_GIVEN TASK_
Repeat every line of the data exactly, but not the pictures.

_DATASET CONTENT_

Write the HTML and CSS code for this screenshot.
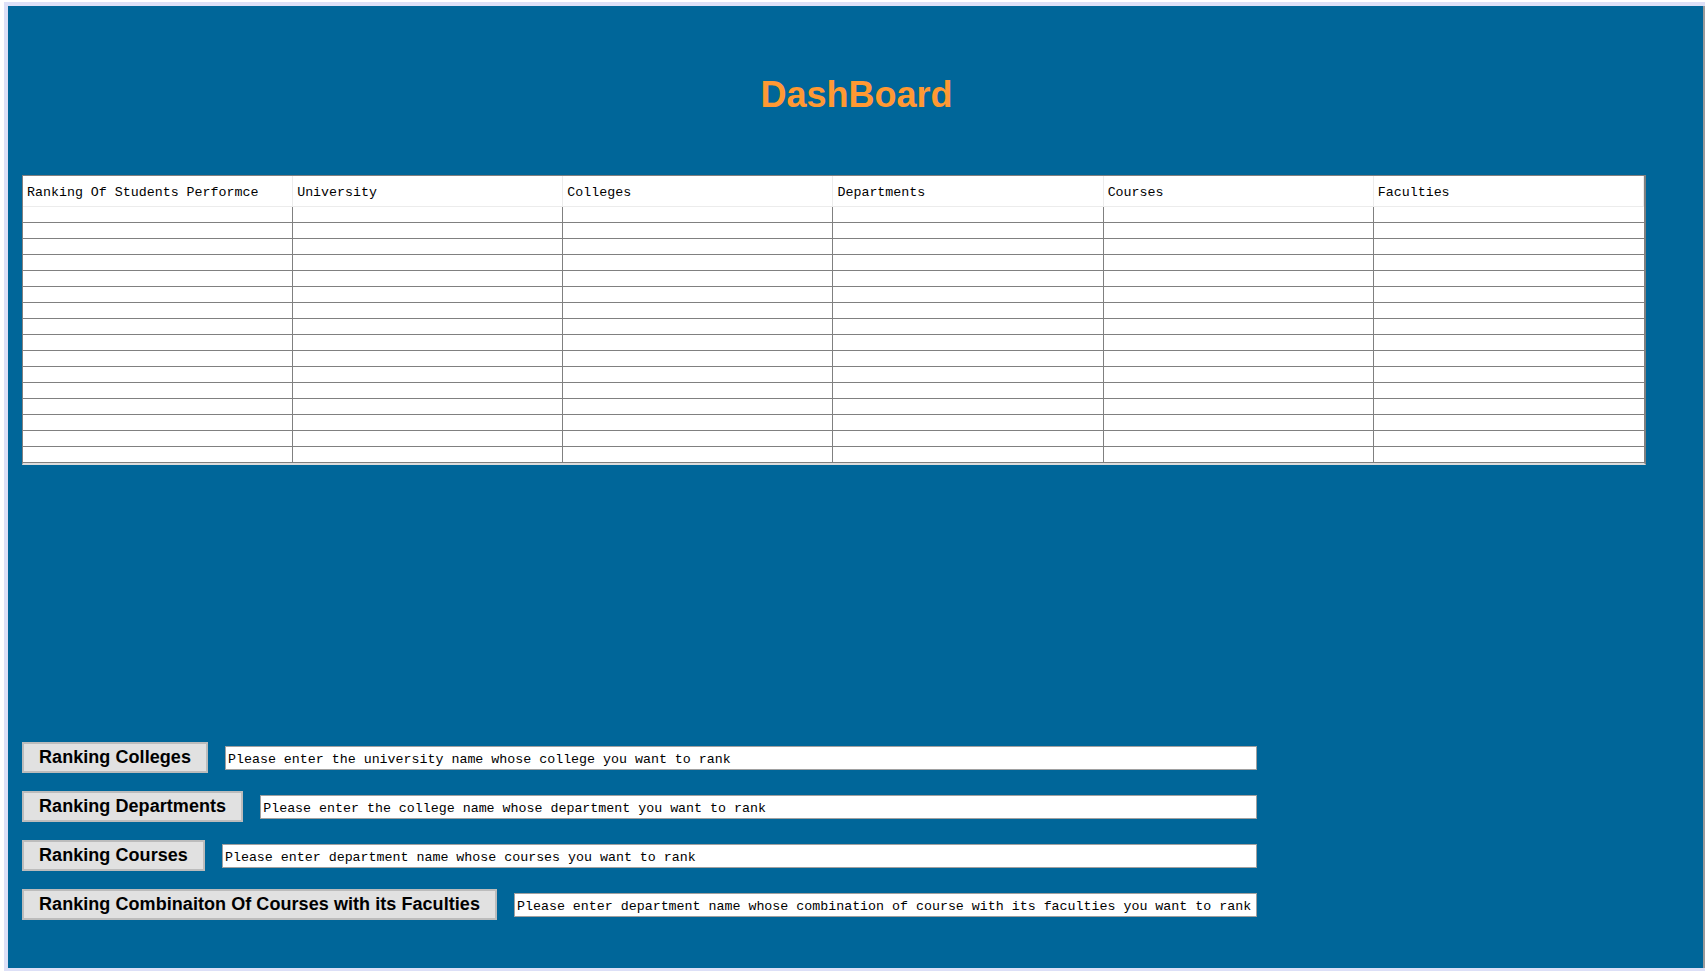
FILE: index.html
```html
<!DOCTYPE html>
<html>
<head>
<meta charset="utf-8">
<title>DashBoard</title>
<link rel="stylesheet" href="styles.css">
</head>
<body>
<div class="frame">
  <h1 class="title">DashBoard</h1>
  <table class="grid">
    <thead>
      <tr>
        <th>Ranking Of Students Performce</th>
        <th>University</th>
        <th>Colleges</th>
        <th>Departments</th>
        <th>Courses</th>
        <th>Faculties</th>
      </tr>
    </thead>
    <tbody>
      <tr><td></td><td></td><td></td><td></td><td></td><td></td></tr>
      <tr><td></td><td></td><td></td><td></td><td></td><td></td></tr>
      <tr><td></td><td></td><td></td><td></td><td></td><td></td></tr>
      <tr><td></td><td></td><td></td><td></td><td></td><td></td></tr>
      <tr><td></td><td></td><td></td><td></td><td></td><td></td></tr>
      <tr><td></td><td></td><td></td><td></td><td></td><td></td></tr>
      <tr><td></td><td></td><td></td><td></td><td></td><td></td></tr>
      <tr><td></td><td></td><td></td><td></td><td></td><td></td></tr>
      <tr><td></td><td></td><td></td><td></td><td></td><td></td></tr>
      <tr><td></td><td></td><td></td><td></td><td></td><td></td></tr>
      <tr><td></td><td></td><td></td><td></td><td></td><td></td></tr>
      <tr><td></td><td></td><td></td><td></td><td></td><td></td></tr>
      <tr><td></td><td></td><td></td><td></td><td></td><td></td></tr>
      <tr><td></td><td></td><td></td><td></td><td></td><td></td></tr>
      <tr><td></td><td></td><td></td><td></td><td></td><td></td></tr>
      <tr><td></td><td></td><td></td><td></td><td></td><td></td></tr>
    </tbody>
  </table>
  <div class="actions">
    <div class="action-row">
      <button class="btn" type="button">Ranking Colleges</button>
      <input class="field" type="text" value="Please enter the university name whose college you want to rank">
    </div>
    <div class="action-row">
      <button class="btn" type="button">Ranking Departments</button>
      <input class="field" type="text" value="Please enter the college name whose department you want to rank">
    </div>
    <div class="action-row">
      <button class="btn" type="button">Ranking Courses</button>
      <input class="field" type="text" value="Please enter department name whose courses you want to rank">
    </div>
    <div class="action-row">
      <button class="btn" type="button">Ranking Combinaiton Of Courses with its Faculties</button>
      <input class="field" type="text" value="Please enter department name whose combination of course with its faculties you want to rank">
    </div>
  </div>
</div>
</body>
</html>
```
FILE: styles.css
```css
html {
  background: #ffffff;
}
body {
  margin: 0;
  padding: 2px 0 2px 4px;
  font-family: "Liberation Sans", Arial, sans-serif;
}
.frame {
  box-sizing: border-box;
  height: 969px;
  background: #006699;
  border-style: solid;
  border-color: #dde0f7;
  border-width: 4px 0 3px 4px;
  box-shadow: inset -2px 0 0 #9a9a9a;
  padding: 0 0 0 14px;
}
.title {
  margin: 0;
  padding-top: 69px;
  padding-right: 14px;
  text-align: center;
  color: #ff9933;
  font-family: "Liberation Sans", Arial, sans-serif;
  font-weight: bold;
  font-size: 36px;
  line-height: 40px;
}
.grid {
  margin-top: 60px;
  width: 1624px;
  table-layout: fixed;
  border-collapse: separate;
  border-spacing: 0;
  background: #ffffff;
  border-top: 1px solid #808080;
  border-left: 1px solid #808080;
  border-right: 2px solid #808080;
  border-bottom: 2px solid #dcdcdc;
  font-family: "Liberation Mono", "Courier New", monospace;
  font-size: 13.3px;
  color: #000000;
}
.grid th {
  height: 31px;
  padding: 3px 0 0 4px;
  text-align: left;
  font-weight: normal;
  vertical-align: middle;
  border-right: 1px solid #ececec;
  border-bottom: 1px solid #ececec;
  box-sizing: border-box;
  white-space: nowrap;
  overflow: hidden;
}
.grid td {
  height: 16px;
  padding: 0;
  box-sizing: border-box;
  border-right: 1px solid #808080;
  border-bottom: 1px solid #808080;
}
.grid td:last-child {
  border-right: none;
}
.actions {
  margin-top: 277px;
  width: 1235px;
  display: flex;
  flex-direction: column;
  gap: 18px;
}
.action-row {
  display: flex;
  align-items: center;
  gap: 17px;
}
.btn {
  flex: none;
  margin: 0;
  padding: 3px 15px;
  font-family: "Liberation Sans", Arial, sans-serif;
  font-size: 18px;
  font-weight: bold;
  letter-spacing: 0.06px;
  line-height: 21px;
  color: #000000;
  background: #e1e1e1;
  border: 2px solid #bcbcbc;
  border-radius: 0;
}
.field {
  flex: 1;
  min-width: 0;
  box-sizing: border-box;
  height: 24px;
  margin: 0;
  padding: 3px 1px 0 2px;
  font-family: "Liberation Mono", "Courier New", monospace;
  font-size: 13.3px;
  color: #000000;
  background: #ffffff;
  border: 1px solid #a0a0a0;
  border-radius: 0;
  outline: none;
}
```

_THE COMPLETED TASK_
Write the HTML and CSS code for this screenshot.
FILE: index.html
```html
<!DOCTYPE html>
<html>
<head>
<meta charset="utf-8">
<title>DashBoard</title>
<link rel="stylesheet" href="styles.css">
</head>
<body>
<div class="frame">
  <h1 class="title">DashBoard</h1>
  <table class="grid">
    <thead>
      <tr>
        <th>Ranking Of Students Performce</th>
        <th>University</th>
        <th>Colleges</th>
        <th>Departments</th>
        <th>Courses</th>
        <th>Faculties</th>
      </tr>
    </thead>
    <tbody>
      <tr><td></td><td></td><td></td><td></td><td></td><td></td></tr>
      <tr><td></td><td></td><td></td><td></td><td></td><td></td></tr>
      <tr><td></td><td></td><td></td><td></td><td></td><td></td></tr>
      <tr><td></td><td></td><td></td><td></td><td></td><td></td></tr>
      <tr><td></td><td></td><td></td><td></td><td></td><td></td></tr>
      <tr><td></td><td></td><td></td><td></td><td></td><td></td></tr>
      <tr><td></td><td></td><td></td><td></td><td></td><td></td></tr>
      <tr><td></td><td></td><td></td><td></td><td></td><td></td></tr>
      <tr><td></td><td></td><td></td><td></td><td></td><td></td></tr>
      <tr><td></td><td></td><td></td><td></td><td></td><td></td></tr>
      <tr><td></td><td></td><td></td><td></td><td></td><td></td></tr>
      <tr><td></td><td></td><td></td><td></td><td></td><td></td></tr>
      <tr><td></td><td></td><td></td><td></td><td></td><td></td></tr>
      <tr><td></td><td></td><td></td><td></td><td></td><td></td></tr>
      <tr><td></td><td></td><td></td><td></td><td></td><td></td></tr>
      <tr><td></td><td></td><td></td><td></td><td></td><td></td></tr>
    </tbody>
  </table>
  <div class="actions">
    <div class="action-row">
      <button class="btn" type="button">Ranking Colleges</button>
      <input class="field" type="text" value="Please enter the university name whose college you want to rank">
    </div>
    <div class="action-row">
      <button class="btn" type="button">Ranking Departments</button>
      <input class="field" type="text" value="Please enter the college name whose department you want to rank">
    </div>
    <div class="action-row">
      <button class="btn" type="button">Ranking Courses</button>
      <input class="field" type="text" value="Please enter department name whose courses you want to rank">
    </div>
    <div class="action-row">
      <button class="btn" type="button">Ranking Combinaiton Of Courses with its Faculties</button>
      <input class="field" type="text" value="Please enter department name whose combination of course with its faculties you want to rank">
    </div>
  </div>
</div>
</body>
</html>
```
FILE: styles.css
```css
html {
  background: #ffffff;
}
body {
  margin: 0;
  padding: 2px 0 2px 4px;
  font-family: "Liberation Sans", Arial, sans-serif;
}
.frame {
  box-sizing: border-box;
  height: 969px;
  background: #006699;
  border-style: solid;
  border-color: #dde0f7;
  border-width: 4px 0 3px 4px;
  box-shadow: inset -2px 0 0 #9a9a9a;
  padding: 0 0 0 14px;
}
.title {
  margin: 0;
  padding-top: 69px;
  padding-right: 14px;
  text-align: center;
  color: #ff9933;
  font-family: "Liberation Sans", Arial, sans-serif;
  font-weight: bold;
  font-size: 36px;
  line-height: 40px;
}
.grid {
  margin-top: 60px;
  width: 1624px;
  table-layout: fixed;
  border-collapse: separate;
  border-spacing: 0;
  background: #ffffff;
  border-top: 1px solid #808080;
  border-left: 1px solid #808080;
  border-right: 2px solid #808080;
  border-bottom: 2px solid #dcdcdc;
  font-family: "Liberation Mono", "Courier New", monospace;
  font-size: 13.3px;
  color: #000000;
}
.grid th {
  height: 31px;
  padding: 3px 0 0 4px;
  text-align: left;
  font-weight: normal;
  vertical-align: middle;
  border-right: 1px solid #ececec;
  border-bottom: 1px solid #ececec;
  box-sizing: border-box;
  white-space: nowrap;
  overflow: hidden;
}
.grid td {
  height: 16px;
  padding: 0;
  box-sizing: border-box;
  border-right: 1px solid #808080;
  border-bottom: 1px solid #808080;
}
.grid td:last-child {
  border-right: none;
}
.actions {
  margin-top: 277px;
  width: 1235px;
  display: flex;
  flex-direction: column;
  gap: 18px;
}
.action-row {
  display: flex;
  align-items: center;
  gap: 17px;
}
.btn {
  flex: none;
  margin: 0;
  padding: 3px 15px;
  font-family: "Liberation Sans", Arial, sans-serif;
  font-size: 18px;
  font-weight: bold;
  letter-spacing: 0.06px;
  line-height: 21px;
  color: #000000;
  background: #e1e1e1;
  border: 2px solid #bcbcbc;
  border-radius: 0;
}
.field {
  flex: 1;
  min-width: 0;
  box-sizing: border-box;
  height: 24px;
  margin: 0;
  padding: 3px 1px 0 2px;
  font-family: "Liberation Mono", "Courier New", monospace;
  font-size: 13.3px;
  color: #000000;
  background: #ffffff;
  border: 1px solid #a0a0a0;
  border-radius: 0;
  outline: none;
}
```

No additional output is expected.